> _AIM OF THE EXERCISE_:
Below are entries. Pull out all lines containing "screenshot".

Dataset excerpt
▽

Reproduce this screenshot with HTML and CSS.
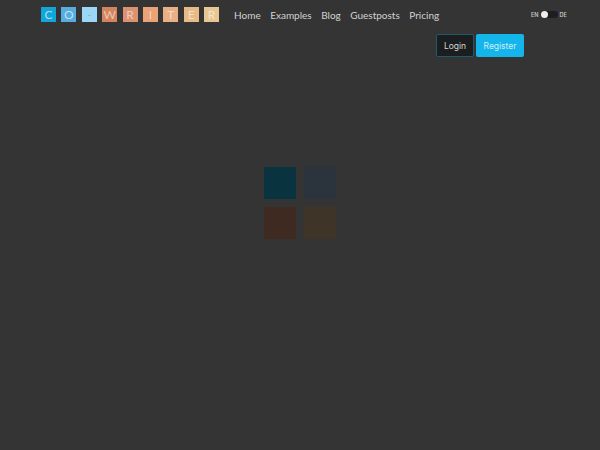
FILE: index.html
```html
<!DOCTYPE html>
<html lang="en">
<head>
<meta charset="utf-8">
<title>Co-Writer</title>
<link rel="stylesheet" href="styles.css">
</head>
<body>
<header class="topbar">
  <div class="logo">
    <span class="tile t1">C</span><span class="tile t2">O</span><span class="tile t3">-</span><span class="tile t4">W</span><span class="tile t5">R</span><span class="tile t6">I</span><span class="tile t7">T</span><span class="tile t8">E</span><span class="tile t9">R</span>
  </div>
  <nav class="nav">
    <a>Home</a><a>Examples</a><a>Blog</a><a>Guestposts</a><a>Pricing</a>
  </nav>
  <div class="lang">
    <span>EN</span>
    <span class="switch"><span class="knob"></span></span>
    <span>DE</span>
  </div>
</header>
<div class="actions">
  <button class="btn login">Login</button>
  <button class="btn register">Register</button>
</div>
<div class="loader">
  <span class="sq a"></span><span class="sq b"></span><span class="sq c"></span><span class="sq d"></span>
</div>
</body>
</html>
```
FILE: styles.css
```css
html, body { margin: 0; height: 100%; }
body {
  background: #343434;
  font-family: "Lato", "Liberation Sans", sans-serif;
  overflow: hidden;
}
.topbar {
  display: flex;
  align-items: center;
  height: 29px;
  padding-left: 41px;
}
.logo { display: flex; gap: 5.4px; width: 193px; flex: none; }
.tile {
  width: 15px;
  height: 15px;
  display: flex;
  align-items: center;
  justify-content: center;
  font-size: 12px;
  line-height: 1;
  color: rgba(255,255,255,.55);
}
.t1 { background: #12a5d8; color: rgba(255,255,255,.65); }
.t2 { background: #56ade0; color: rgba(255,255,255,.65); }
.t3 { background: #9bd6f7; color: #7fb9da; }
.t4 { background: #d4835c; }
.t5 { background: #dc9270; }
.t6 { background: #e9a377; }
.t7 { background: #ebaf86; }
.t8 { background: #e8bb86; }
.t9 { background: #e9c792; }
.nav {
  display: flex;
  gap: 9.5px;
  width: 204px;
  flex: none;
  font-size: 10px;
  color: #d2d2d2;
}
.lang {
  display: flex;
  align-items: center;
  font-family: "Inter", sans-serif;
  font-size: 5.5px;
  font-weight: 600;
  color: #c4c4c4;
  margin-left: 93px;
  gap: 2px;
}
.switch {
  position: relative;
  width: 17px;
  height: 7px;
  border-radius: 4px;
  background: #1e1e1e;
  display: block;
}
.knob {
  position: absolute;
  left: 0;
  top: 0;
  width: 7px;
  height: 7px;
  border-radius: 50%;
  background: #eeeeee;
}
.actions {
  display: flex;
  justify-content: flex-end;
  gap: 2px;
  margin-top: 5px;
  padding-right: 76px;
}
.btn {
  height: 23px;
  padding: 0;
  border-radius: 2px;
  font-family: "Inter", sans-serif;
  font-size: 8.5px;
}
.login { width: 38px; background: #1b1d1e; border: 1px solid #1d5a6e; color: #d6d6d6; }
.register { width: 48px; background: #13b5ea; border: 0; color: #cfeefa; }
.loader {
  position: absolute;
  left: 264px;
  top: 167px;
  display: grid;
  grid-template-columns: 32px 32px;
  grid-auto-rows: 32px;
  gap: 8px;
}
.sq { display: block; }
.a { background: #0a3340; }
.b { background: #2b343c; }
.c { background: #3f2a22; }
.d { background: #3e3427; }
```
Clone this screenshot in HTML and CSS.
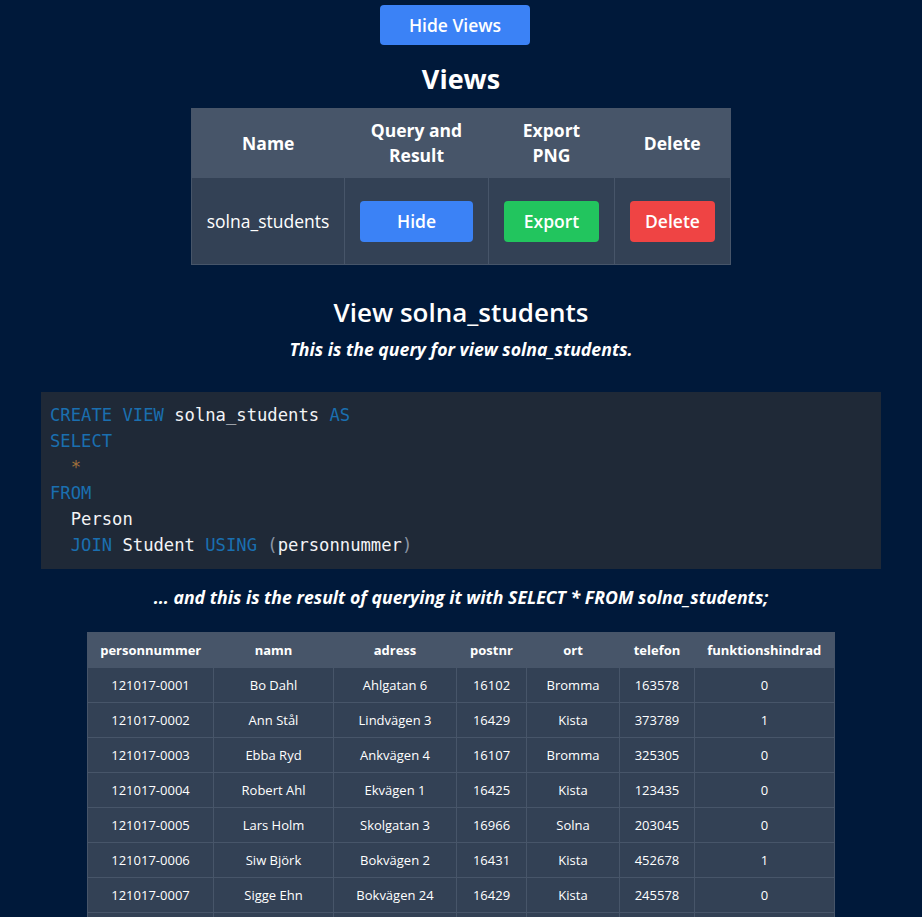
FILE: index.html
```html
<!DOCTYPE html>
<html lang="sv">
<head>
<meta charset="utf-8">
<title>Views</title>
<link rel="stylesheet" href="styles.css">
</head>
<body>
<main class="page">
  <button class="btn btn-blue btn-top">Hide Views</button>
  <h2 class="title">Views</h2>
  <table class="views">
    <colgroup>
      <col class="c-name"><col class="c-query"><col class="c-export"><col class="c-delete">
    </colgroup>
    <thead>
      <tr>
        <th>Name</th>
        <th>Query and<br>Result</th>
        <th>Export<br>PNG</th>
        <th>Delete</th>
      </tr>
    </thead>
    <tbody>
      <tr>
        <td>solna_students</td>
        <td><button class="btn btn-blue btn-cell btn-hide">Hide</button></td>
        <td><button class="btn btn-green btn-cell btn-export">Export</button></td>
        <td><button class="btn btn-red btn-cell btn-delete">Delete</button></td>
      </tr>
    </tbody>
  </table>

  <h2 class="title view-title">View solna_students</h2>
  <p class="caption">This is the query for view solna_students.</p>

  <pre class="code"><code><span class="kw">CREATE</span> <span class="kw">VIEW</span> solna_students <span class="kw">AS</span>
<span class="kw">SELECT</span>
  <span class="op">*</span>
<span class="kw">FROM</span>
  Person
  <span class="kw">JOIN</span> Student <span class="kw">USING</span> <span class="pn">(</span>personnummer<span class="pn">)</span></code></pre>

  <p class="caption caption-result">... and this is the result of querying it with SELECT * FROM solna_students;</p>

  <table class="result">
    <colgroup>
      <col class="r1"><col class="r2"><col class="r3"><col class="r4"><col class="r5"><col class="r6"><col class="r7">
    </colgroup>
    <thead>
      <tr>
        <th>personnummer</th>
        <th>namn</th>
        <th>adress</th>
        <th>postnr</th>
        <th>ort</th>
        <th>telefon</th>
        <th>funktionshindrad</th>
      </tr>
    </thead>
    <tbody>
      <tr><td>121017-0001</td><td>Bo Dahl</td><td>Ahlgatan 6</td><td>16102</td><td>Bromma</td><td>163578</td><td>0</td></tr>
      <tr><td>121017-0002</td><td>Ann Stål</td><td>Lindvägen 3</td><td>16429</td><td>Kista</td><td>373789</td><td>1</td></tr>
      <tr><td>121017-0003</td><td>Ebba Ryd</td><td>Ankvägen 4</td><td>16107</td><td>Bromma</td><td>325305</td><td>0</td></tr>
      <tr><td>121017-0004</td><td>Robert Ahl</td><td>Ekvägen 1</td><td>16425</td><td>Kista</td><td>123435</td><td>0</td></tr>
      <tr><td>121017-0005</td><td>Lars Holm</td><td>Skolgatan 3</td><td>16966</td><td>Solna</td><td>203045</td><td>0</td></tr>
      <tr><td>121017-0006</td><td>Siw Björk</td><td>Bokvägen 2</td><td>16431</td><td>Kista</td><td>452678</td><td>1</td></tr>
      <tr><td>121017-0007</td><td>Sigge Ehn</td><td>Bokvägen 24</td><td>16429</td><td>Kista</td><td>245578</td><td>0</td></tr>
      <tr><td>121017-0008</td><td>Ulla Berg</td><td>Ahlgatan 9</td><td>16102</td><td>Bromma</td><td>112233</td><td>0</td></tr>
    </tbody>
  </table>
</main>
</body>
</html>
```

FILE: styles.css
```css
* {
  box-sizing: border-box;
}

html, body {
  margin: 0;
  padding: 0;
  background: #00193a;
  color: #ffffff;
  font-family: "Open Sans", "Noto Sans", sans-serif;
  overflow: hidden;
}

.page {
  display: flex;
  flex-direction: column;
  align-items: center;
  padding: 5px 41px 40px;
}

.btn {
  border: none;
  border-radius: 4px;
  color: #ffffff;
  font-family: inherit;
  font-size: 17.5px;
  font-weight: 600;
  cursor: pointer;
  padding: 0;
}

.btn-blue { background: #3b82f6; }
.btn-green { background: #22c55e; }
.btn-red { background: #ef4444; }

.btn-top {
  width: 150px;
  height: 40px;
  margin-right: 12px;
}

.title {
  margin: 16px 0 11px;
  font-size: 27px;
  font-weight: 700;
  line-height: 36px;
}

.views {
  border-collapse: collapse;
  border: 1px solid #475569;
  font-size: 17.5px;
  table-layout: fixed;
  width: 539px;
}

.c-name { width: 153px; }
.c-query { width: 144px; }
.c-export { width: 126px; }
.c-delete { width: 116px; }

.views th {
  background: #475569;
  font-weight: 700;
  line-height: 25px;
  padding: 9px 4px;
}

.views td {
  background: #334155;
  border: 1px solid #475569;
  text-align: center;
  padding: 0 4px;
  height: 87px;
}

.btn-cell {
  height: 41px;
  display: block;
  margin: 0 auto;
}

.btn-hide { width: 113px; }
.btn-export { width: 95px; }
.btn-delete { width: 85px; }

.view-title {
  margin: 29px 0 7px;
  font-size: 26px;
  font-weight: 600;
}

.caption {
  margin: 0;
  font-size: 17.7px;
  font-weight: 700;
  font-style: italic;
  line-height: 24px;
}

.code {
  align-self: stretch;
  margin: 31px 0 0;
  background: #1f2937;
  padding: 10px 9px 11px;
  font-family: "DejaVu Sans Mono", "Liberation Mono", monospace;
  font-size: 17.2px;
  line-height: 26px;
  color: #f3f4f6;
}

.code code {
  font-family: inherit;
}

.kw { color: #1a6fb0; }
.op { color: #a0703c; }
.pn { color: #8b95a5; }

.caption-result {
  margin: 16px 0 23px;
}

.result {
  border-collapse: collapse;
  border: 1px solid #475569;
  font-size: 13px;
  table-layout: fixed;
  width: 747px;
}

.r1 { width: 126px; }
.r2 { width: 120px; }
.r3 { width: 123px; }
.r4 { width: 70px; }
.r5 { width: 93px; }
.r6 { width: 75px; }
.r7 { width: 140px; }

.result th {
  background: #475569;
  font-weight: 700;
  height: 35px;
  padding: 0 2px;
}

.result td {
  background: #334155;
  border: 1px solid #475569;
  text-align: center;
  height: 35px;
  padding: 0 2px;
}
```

△

> _WORKED ANSWER_:
Reproduce this screenshot with HTML and CSS.
Clone this screenshot in HTML and CSS.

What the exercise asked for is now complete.